Short exercise :: Reproduce the records below in full and word for word, excluding pictures.

-- Data for the task start --

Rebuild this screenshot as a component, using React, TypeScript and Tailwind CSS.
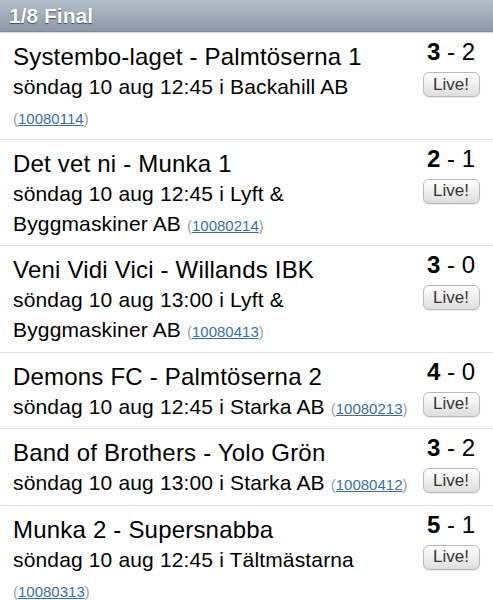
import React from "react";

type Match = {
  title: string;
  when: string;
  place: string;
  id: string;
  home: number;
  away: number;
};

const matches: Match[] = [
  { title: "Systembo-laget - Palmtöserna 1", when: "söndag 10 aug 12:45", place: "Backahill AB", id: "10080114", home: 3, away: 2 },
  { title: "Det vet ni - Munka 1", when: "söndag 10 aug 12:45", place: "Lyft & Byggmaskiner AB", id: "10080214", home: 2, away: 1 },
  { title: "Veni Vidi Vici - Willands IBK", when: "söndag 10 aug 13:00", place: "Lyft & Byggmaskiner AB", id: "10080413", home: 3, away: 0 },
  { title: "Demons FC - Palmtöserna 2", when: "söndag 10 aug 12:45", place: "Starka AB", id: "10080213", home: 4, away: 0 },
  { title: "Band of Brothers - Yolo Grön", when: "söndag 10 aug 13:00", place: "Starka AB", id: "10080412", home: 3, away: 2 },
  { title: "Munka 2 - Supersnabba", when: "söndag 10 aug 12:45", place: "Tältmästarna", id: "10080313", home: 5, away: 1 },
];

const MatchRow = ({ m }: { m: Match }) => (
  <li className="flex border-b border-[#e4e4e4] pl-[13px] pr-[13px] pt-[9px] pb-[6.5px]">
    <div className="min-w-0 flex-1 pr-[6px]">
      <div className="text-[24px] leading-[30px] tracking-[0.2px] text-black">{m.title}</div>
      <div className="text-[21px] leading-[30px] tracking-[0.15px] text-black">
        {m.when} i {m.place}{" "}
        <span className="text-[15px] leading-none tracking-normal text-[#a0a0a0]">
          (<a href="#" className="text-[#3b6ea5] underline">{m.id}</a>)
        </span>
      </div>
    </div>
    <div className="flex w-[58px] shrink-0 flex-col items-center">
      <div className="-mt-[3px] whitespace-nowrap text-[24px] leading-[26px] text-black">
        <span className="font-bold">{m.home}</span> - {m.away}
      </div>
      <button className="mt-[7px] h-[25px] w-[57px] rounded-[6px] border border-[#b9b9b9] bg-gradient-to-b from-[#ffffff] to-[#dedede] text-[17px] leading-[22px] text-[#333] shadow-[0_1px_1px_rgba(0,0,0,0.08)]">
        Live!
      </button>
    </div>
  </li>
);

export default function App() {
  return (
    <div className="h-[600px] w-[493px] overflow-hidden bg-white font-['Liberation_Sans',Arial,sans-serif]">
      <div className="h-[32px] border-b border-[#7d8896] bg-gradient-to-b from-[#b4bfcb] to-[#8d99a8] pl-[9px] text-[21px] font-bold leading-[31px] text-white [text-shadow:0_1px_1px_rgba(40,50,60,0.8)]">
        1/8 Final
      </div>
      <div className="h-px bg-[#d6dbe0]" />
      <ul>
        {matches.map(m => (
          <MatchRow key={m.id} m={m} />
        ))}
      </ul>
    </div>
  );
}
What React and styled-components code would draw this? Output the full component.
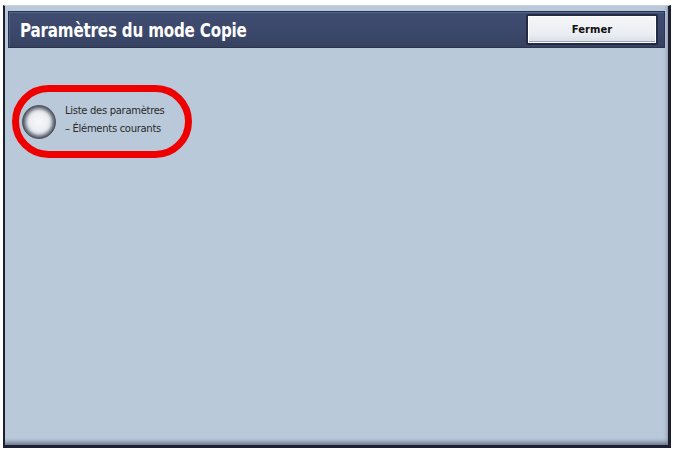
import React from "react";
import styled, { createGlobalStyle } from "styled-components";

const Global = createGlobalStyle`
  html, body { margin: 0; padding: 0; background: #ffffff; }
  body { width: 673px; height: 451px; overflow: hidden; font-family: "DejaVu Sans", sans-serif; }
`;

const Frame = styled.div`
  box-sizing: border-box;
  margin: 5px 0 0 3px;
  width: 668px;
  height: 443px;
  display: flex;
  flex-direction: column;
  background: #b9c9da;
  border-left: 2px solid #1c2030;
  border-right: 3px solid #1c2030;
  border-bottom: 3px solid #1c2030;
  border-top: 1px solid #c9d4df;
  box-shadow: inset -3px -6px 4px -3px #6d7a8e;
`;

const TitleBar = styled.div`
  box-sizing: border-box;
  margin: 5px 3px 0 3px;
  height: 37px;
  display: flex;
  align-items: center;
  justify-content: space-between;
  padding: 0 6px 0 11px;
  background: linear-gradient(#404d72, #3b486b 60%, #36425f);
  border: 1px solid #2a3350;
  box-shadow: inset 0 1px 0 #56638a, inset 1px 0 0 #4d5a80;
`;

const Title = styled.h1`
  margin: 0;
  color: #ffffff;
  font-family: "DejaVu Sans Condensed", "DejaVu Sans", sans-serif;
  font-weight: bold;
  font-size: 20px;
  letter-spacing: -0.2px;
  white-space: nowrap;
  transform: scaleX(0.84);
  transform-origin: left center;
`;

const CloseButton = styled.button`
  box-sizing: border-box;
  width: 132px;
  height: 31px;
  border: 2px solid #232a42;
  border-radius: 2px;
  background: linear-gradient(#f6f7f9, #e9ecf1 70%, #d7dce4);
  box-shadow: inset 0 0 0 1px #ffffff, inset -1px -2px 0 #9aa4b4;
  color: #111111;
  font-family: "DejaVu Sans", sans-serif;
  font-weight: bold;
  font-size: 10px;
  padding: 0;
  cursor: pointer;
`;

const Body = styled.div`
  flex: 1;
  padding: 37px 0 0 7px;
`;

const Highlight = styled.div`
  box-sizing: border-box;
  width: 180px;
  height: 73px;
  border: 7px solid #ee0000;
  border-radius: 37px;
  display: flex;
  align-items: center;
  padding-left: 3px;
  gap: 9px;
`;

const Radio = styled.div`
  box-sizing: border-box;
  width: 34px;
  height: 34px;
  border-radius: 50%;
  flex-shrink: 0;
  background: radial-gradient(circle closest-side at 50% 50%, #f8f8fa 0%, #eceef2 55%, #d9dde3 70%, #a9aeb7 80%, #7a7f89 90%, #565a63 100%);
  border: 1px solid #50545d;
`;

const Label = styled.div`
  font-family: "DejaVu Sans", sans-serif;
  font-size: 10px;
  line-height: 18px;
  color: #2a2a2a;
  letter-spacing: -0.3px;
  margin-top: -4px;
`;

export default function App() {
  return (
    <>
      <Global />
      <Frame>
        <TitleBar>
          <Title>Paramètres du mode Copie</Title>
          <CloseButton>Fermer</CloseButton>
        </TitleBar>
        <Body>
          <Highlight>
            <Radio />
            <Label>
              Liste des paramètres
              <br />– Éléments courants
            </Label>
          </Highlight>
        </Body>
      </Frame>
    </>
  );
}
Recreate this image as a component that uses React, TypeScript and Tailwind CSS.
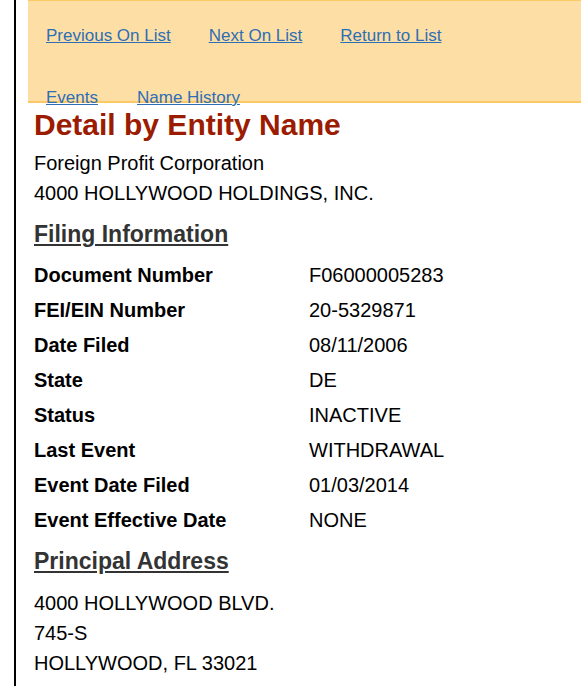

-- Data for the task end --

Worked answer ::
Rebuild this screenshot as a component, using React, TypeScript and Tailwind CSS.
import React from "react";

type Match = {
  title: string;
  when: string;
  place: string;
  id: string;
  home: number;
  away: number;
};

const matches: Match[] = [
  { title: "Systembo-laget - Palmtöserna 1", when: "söndag 10 aug 12:45", place: "Backahill AB", id: "10080114", home: 3, away: 2 },
  { title: "Det vet ni - Munka 1", when: "söndag 10 aug 12:45", place: "Lyft & Byggmaskiner AB", id: "10080214", home: 2, away: 1 },
  { title: "Veni Vidi Vici - Willands IBK", when: "söndag 10 aug 13:00", place: "Lyft & Byggmaskiner AB", id: "10080413", home: 3, away: 0 },
  { title: "Demons FC - Palmtöserna 2", when: "söndag 10 aug 12:45", place: "Starka AB", id: "10080213", home: 4, away: 0 },
  { title: "Band of Brothers - Yolo Grön", when: "söndag 10 aug 13:00", place: "Starka AB", id: "10080412", home: 3, away: 2 },
  { title: "Munka 2 - Supersnabba", when: "söndag 10 aug 12:45", place: "Tältmästarna", id: "10080313", home: 5, away: 1 },
];

const MatchRow = ({ m }: { m: Match }) => (
  <li className="flex border-b border-[#e4e4e4] pl-[13px] pr-[13px] pt-[9px] pb-[6.5px]">
    <div className="min-w-0 flex-1 pr-[6px]">
      <div className="text-[24px] leading-[30px] tracking-[0.2px] text-black">{m.title}</div>
      <div className="text-[21px] leading-[30px] tracking-[0.15px] text-black">
        {m.when} i {m.place}{" "}
        <span className="text-[15px] leading-none tracking-normal text-[#a0a0a0]">
          (<a href="#" className="text-[#3b6ea5] underline">{m.id}</a>)
        </span>
      </div>
    </div>
    <div className="flex w-[58px] shrink-0 flex-col items-center">
      <div className="-mt-[3px] whitespace-nowrap text-[24px] leading-[26px] text-black">
        <span className="font-bold">{m.home}</span> - {m.away}
      </div>
      <button className="mt-[7px] h-[25px] w-[57px] rounded-[6px] border border-[#b9b9b9] bg-gradient-to-b from-[#ffffff] to-[#dedede] text-[17px] leading-[22px] text-[#333] shadow-[0_1px_1px_rgba(0,0,0,0.08)]">
        Live!
      </button>
    </div>
  </li>
);

export default function App() {
  return (
    <div className="h-[600px] w-[493px] overflow-hidden bg-white font-['Liberation_Sans',Arial,sans-serif]">
      <div className="h-[32px] border-b border-[#7d8896] bg-gradient-to-b from-[#b4bfcb] to-[#8d99a8] pl-[9px] text-[21px] font-bold leading-[31px] text-white [text-shadow:0_1px_1px_rgba(40,50,60,0.8)]">
        1/8 Final
      </div>
      <div className="h-px bg-[#d6dbe0]" />
      <ul>
        {matches.map(m => (
          <MatchRow key={m.id} m={m} />
        ))}
      </ul>
    </div>
  );
}
What React and styled-components code would draw this? Output the full component.
import React from "react";
import styled, { createGlobalStyle } from "styled-components";

const Global = createGlobalStyle`
  html, body { margin: 0; padding: 0; background: #ffffff; }
  body { width: 673px; height: 451px; overflow: hidden; font-family: "DejaVu Sans", sans-serif; }
`;

const Frame = styled.div`
  box-sizing: border-box;
  margin: 5px 0 0 3px;
  width: 668px;
  height: 443px;
  display: flex;
  flex-direction: column;
  background: #b9c9da;
  border-left: 2px solid #1c2030;
  border-right: 3px solid #1c2030;
  border-bottom: 3px solid #1c2030;
  border-top: 1px solid #c9d4df;
  box-shadow: inset -3px -6px 4px -3px #6d7a8e;
`;

const TitleBar = styled.div`
  box-sizing: border-box;
  margin: 5px 3px 0 3px;
  height: 37px;
  display: flex;
  align-items: center;
  justify-content: space-between;
  padding: 0 6px 0 11px;
  background: linear-gradient(#404d72, #3b486b 60%, #36425f);
  border: 1px solid #2a3350;
  box-shadow: inset 0 1px 0 #56638a, inset 1px 0 0 #4d5a80;
`;

const Title = styled.h1`
  margin: 0;
  color: #ffffff;
  font-family: "DejaVu Sans Condensed", "DejaVu Sans", sans-serif;
  font-weight: bold;
  font-size: 20px;
  letter-spacing: -0.2px;
  white-space: nowrap;
  transform: scaleX(0.84);
  transform-origin: left center;
`;

const CloseButton = styled.button`
  box-sizing: border-box;
  width: 132px;
  height: 31px;
  border: 2px solid #232a42;
  border-radius: 2px;
  background: linear-gradient(#f6f7f9, #e9ecf1 70%, #d7dce4);
  box-shadow: inset 0 0 0 1px #ffffff, inset -1px -2px 0 #9aa4b4;
  color: #111111;
  font-family: "DejaVu Sans", sans-serif;
  font-weight: bold;
  font-size: 10px;
  padding: 0;
  cursor: pointer;
`;

const Body = styled.div`
  flex: 1;
  padding: 37px 0 0 7px;
`;

const Highlight = styled.div`
  box-sizing: border-box;
  width: 180px;
  height: 73px;
  border: 7px solid #ee0000;
  border-radius: 37px;
  display: flex;
  align-items: center;
  padding-left: 3px;
  gap: 9px;
`;

const Radio = styled.div`
  box-sizing: border-box;
  width: 34px;
  height: 34px;
  border-radius: 50%;
  flex-shrink: 0;
  background: radial-gradient(circle closest-side at 50% 50%, #f8f8fa 0%, #eceef2 55%, #d9dde3 70%, #a9aeb7 80%, #7a7f89 90%, #565a63 100%);
  border: 1px solid #50545d;
`;

const Label = styled.div`
  font-family: "DejaVu Sans", sans-serif;
  font-size: 10px;
  line-height: 18px;
  color: #2a2a2a;
  letter-spacing: -0.3px;
  margin-top: -4px;
`;

export default function App() {
  return (
    <>
      <Global />
      <Frame>
        <TitleBar>
          <Title>Paramètres du mode Copie</Title>
          <CloseButton>Fermer</CloseButton>
        </TitleBar>
        <Body>
          <Highlight>
            <Radio />
            <Label>
              Liste des paramètres
              <br />– Éléments courants
            </Label>
          </Highlight>
        </Body>
      </Frame>
    </>
  );
}
Recreate this image as a component that uses React, TypeScript and Tailwind CSS.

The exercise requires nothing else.